P1010 PacBio Sequencing and Assembly of Complex BAC Clones

David Horvath , USDA-ARS, Fargo, ND
Victor Weigman , Expression Analysis Inc., Durham, NC
Saeed Salem , North Dakota State University, Fargo, ND
Shadi BaniTaan , North Dakota State University, Fargo, ND
PacBio sequencing has excellent attributes for sequencing individual BAC clones. With read lengths averaging nearly 3,000 bases each for over 75,000 reads, sequencing of individual BACs with an average insert size of 150 kb will provide approximately 1500X coverage. This high possibility of redundancy opens the possibility of running multiple BACs in a single cell. With current costs of ~$650 for library construction and $550 per cell, sequencing whole genomes worth of BAC clones could provide an attractive alternative to whole genome shot-gun sequencing efforts for previously un-sequenced organisms- particularly since BAC clones could be prescreened for gene-containing regions.

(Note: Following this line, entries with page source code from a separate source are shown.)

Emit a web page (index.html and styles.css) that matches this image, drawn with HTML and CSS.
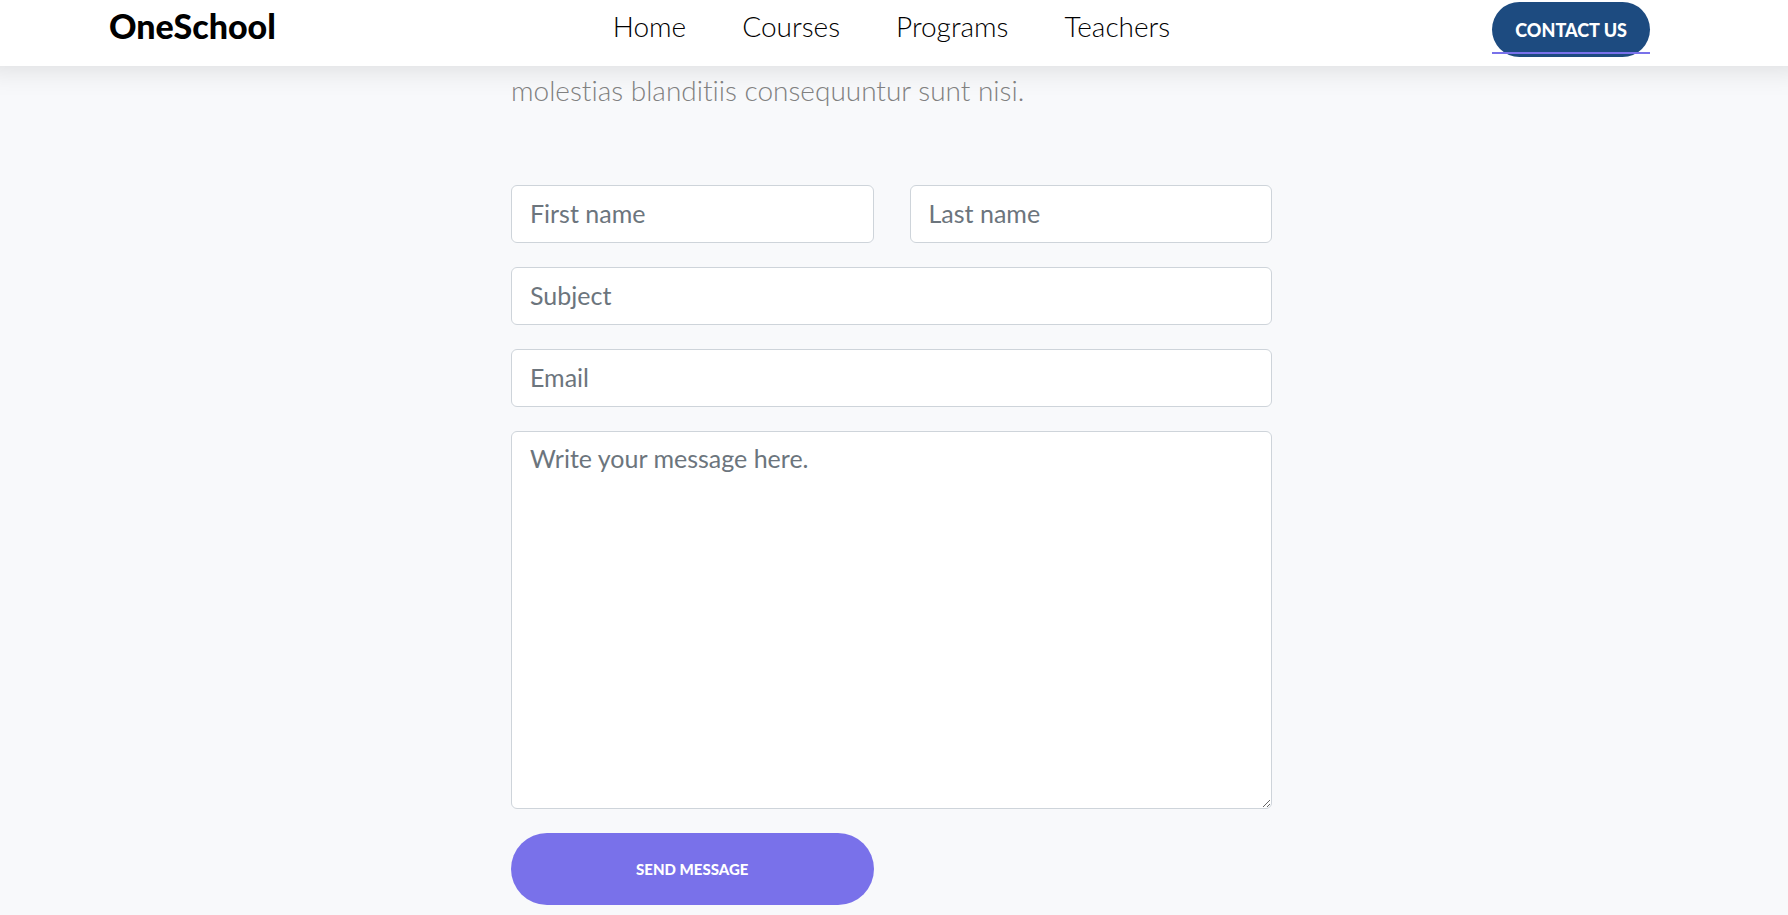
FILE: index.html
```html
<!DOCTYPE html>
<html lang="en">
<head>
<meta charset="utf-8">
<meta name="viewport" content="width=device-width, initial-scale=1">
<title>OneSchool</title>
<link rel="stylesheet" href="styles.css">
</head>
<body>
<header class="site-header">
  <a class="logo" href="#">OneSchool</a>
  <nav class="nav" aria-label="Main">
    <a href="#">Home</a>
    <a href="#">Courses</a>
    <a href="#">Programs</a>
    <a href="#">Teachers</a>
  </nav>
  <div class="cta"><a class="contact" href="#">Contact Us</a></div>
</header>
<main class="content">
  <p class="intro">molestias blanditiis consequuntur sunt nisi.</p>
  <form class="form">
    <input class="field" type="text" placeholder="First name" aria-label="First name">
    <input class="field" type="text" placeholder="Last name" aria-label="Last name">
    <input class="field wide" type="text" placeholder="Subject" aria-label="Subject">
    <input class="field wide" type="email" placeholder="Email" aria-label="Email">
    <textarea class="field wide message" placeholder="Write your message here." aria-label="Message"></textarea>
    <button class="send" type="button">Send Message</button>
  </form>
</main>
</body>
</html>
```
FILE: styles.css
```css
* {
  box-sizing: border-box;
}

body {
  margin: 0;
  background: #f8f9fb;
  font-family: Lato, "Open Sans", sans-serif;
  font-size: 28px;
  font-variant-ligatures: none;
}

a {
  color: #000;
  text-decoration: none;
}

.site-header {
  display: grid;
  grid-template-columns: 1fr auto 1fr;
  align-items: start;
  height: 66px;
  padding: 0 138px 0 109px;
  background: #fff;
  box-shadow: 0 -20px 30px 20px rgba(0, 0, 0, 0.14);
}

.logo {
  font-size: 34px;
  font-weight: 900;
  line-height: 52px;
}

.nav {
  display: flex;
  gap: 56px;
  padding-left: 24px;
  font-weight: 300;
  line-height: 52px;
}

.cta {
  display: flex;
  justify-content: flex-end;
  padding-top: 2px;
}

.contact {
  position: relative;
  padding: 1px 23px 0;
  border-radius: 28px;
  background: #1d4b80;
  color: #fff;
  font-size: 18px;
  font-weight: 900;
  line-height: 54px;
  text-transform: uppercase;
}

.contact::after {
  content: "";
  position: absolute;
  right: 0;
  bottom: 3px;
  left: 0;
  height: 2px;
  background: #7971ea;
}

.content {
  display: grid;
  grid-template-columns: minmax(0, 761px);
  justify-content: center;
  padding-right: 5px;
}

.intro {
  margin: 0;
  padding-bottom: 71px;
  color: #808080;
  font-weight: 300;
  line-height: 48px;
}

.form {
  display: grid;
  grid-template-columns: 1fr 1fr;
  gap: 24px 36px;
}

.field {
  width: 100%;
  min-width: 0;
  height: 58px;
  padding: 0 18px 2px;
  border: 1px solid #ced4da;
  border-radius: 6px;
  background: #fff;
  color: #495057;
  font: inherit;
  font-size: 25px;
}

.field::placeholder {
  color: #6c757d;
  opacity: 1;
}

.wide {
  grid-column: 1 / -1;
}

.message {
  display: block;
  height: 378px;
  padding: 8px 18px;
  line-height: 36px;
  resize: vertical;
}

.send {
  height: 72px;
  border: 0;
  border-radius: 36px;
  background: #7971ea;
  color: #fff;
  font: inherit;
  font-size: 15px;
  font-weight: 900;
  text-transform: uppercase;
}
```
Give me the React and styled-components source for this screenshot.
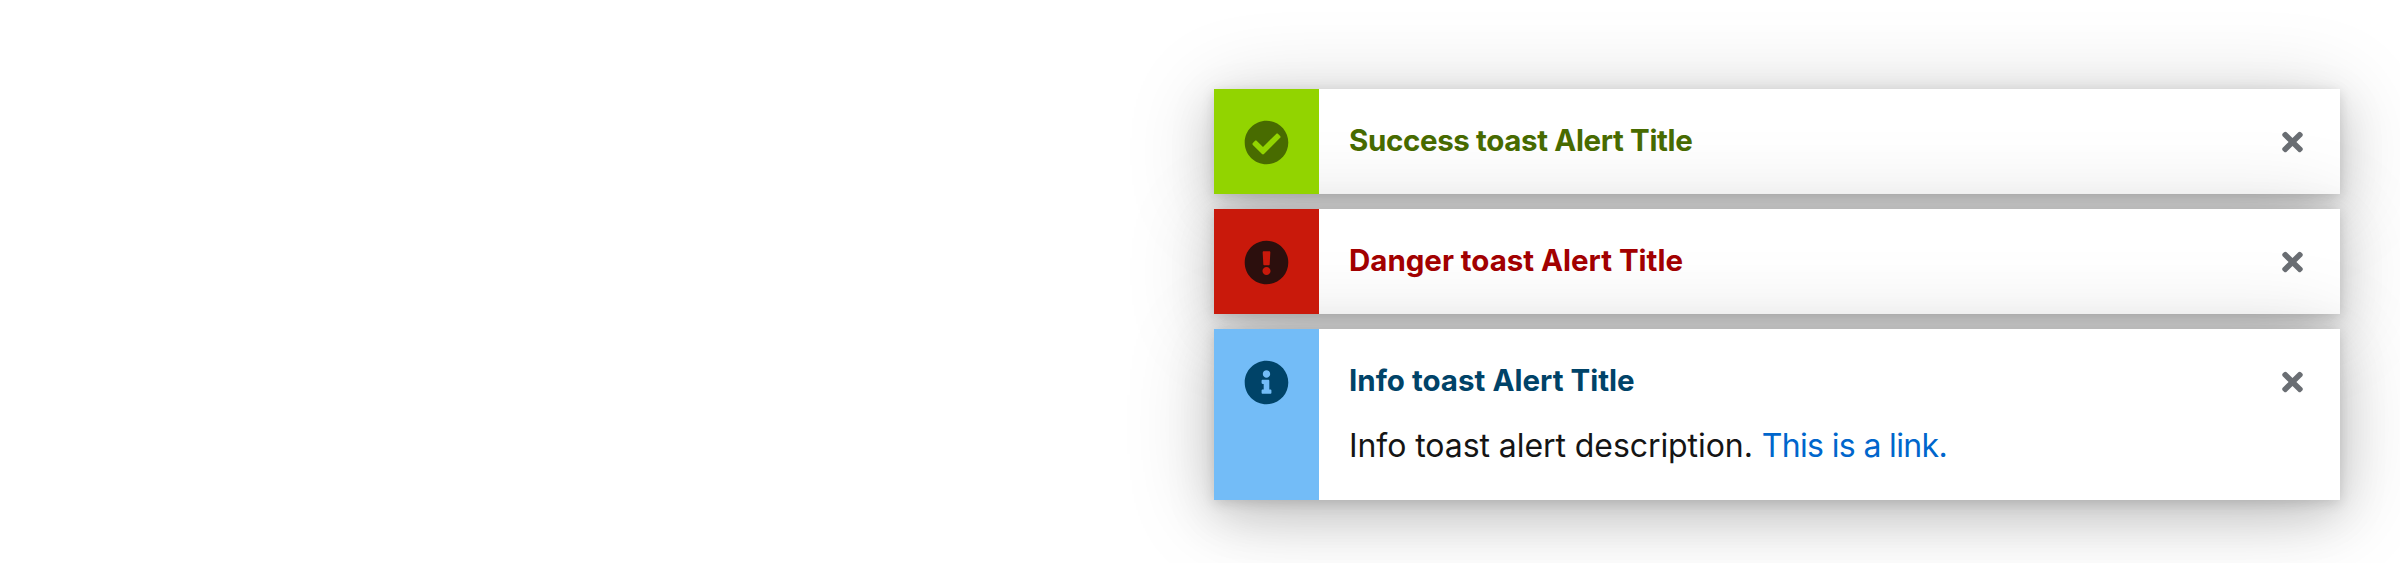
import React from 'react';
import styled, { createGlobalStyle } from 'styled-components';
import { FaCheckCircle, FaExclamationCircle, FaInfoCircle, FaTimes } from 'react-icons/fa';

const GlobalStyle = createGlobalStyle`
  *, *::before, *::after { box-sizing: border-box; }
  body { margin: 0; background: #fff; overflow: hidden; }
`;

const Page = styled.main`
  height: 563px;
  padding: 89px 60px 0 0;
  overflow: hidden;
  font-family: Inter, "Liberation Sans", sans-serif;
`;

const ToastGroup = styled.ul`
  display: flex;
  flex-direction: column;
  gap: 15px;
  width: 1126px;
  margin: 0 0 0 auto;
  padding: 0;
  list-style: none;
`;

const Toast = styled.li`
  position: relative;
  display: grid;
  grid-template-columns: 105px 1fr auto;
  min-height: 105px;
  background: #fff;
  box-shadow:
    0 10px 90px rgba(3, 3, 3, 0.18),
    0 15px 45px rgba(3, 3, 3, 0.15),
    0 3px 12px rgba(3, 3, 3, 0.13);
`;

/* Stays above the shadow that the next toast casts upwards. */
const IconCell = styled.div`
  position: relative;
  z-index: 1;
  display: flex;
  justify-content: center;
  align-items: flex-start;
  padding-top: 31px;
  font-size: 45px;
  color: ${(p) => p.$color};
  background: ${(p) => p.$background};

  svg { display: block; }
`;

const Content = styled.div`
  padding: 29px 0 29px 30px;
`;

const Title = styled.h4`
  margin: 0;
  color: ${(p) => p.$color};
  font-size: 29.5px;
  font-weight: 700;
  line-height: 45px;
  letter-spacing: ${(p) => p.$tracking}px;
`;

const Description = styled.p`
  margin: 18px 0 0;
  color: #151515;
  font-size: 32px;
  line-height: 50px;
  letter-spacing: -0.07px;
`;

const Link = styled.a`
  color: #06c;
  letter-spacing: -0.65px;
  text-decoration: none;
`;

const CloseButton = styled.button`
  display: flex;
  align-items: center;
  height: 45px;
  margin: 30px 37px 0 0;
  padding: 0;
  border: 0;
  background: none;
  color: #6a6e73;
  font-size: 30px;

  svg { width: 21px; }
`;

const toasts = [
  { title: 'Success toast Alert Title', icon: FaCheckCircle, background: '#92d400', iconColor: '#486b00', titleColor: '#486b00', tracking: -0.36 },
  { title: 'Danger toast Alert Title', icon: FaExclamationCircle, background: '#c9190b', iconColor: '#2c0f0d', titleColor: '#a30000', tracking: -0.02 },
  { title: 'Info toast Alert Title', icon: FaInfoCircle, background: '#73bcf7', iconColor: '#004368', titleColor: '#004368', tracking: 0.02,
    description: 'Info toast alert description.', link: 'This is a link.' },
];

export default function App() {
  return (
    <Page>
      <GlobalStyle />
      <ToastGroup>
        {toasts.map(({ title, icon: Icon, background, iconColor, titleColor, tracking, description, link }) => (
          <Toast key={title}>
            <IconCell $color={iconColor} $background={background}><Icon /></IconCell>
            <Content>
              <Title $color={titleColor} $tracking={tracking}>{title}</Title>
              {description && (
                <Description>{description} <Link href="#">{link}</Link></Description>
              )}
            </Content>
            <CloseButton aria-label="Close"><FaTimes /></CloseButton>
          </Toast>
        ))}
      </ToastGroup>
    </Page>
  );
}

However, assembly of PacBio sequence data is confounded by a high error rate which makes assembly difficult.  We have used PacBio sequencing on a series of BACs from leafy spurge (an auto-allo hexaploid invasive weedy perennial) containing different FLOWERING LOCUS T (FT) family members and several DORMANCY ASSOCIATED MADS-BOX (DAM) genes that are suspected to be organized as tandemly-repeated gene families. Six libraries were constructed with either a single BAC or with complexes of multiple BACs. Error rates in the sequencing data were nearly 14% based on comparison to known vector sequences. The actual redundancy based on vector sequence presence ranged from as little as 26 to slightly over 700. Significant contamination with unknown sequences was observed. Initially assemblies failed, so various correction protocols were developed and tested.  The results from these processing methods will be presented as will information of gene structure for FT and DAM genes of leafy spurge.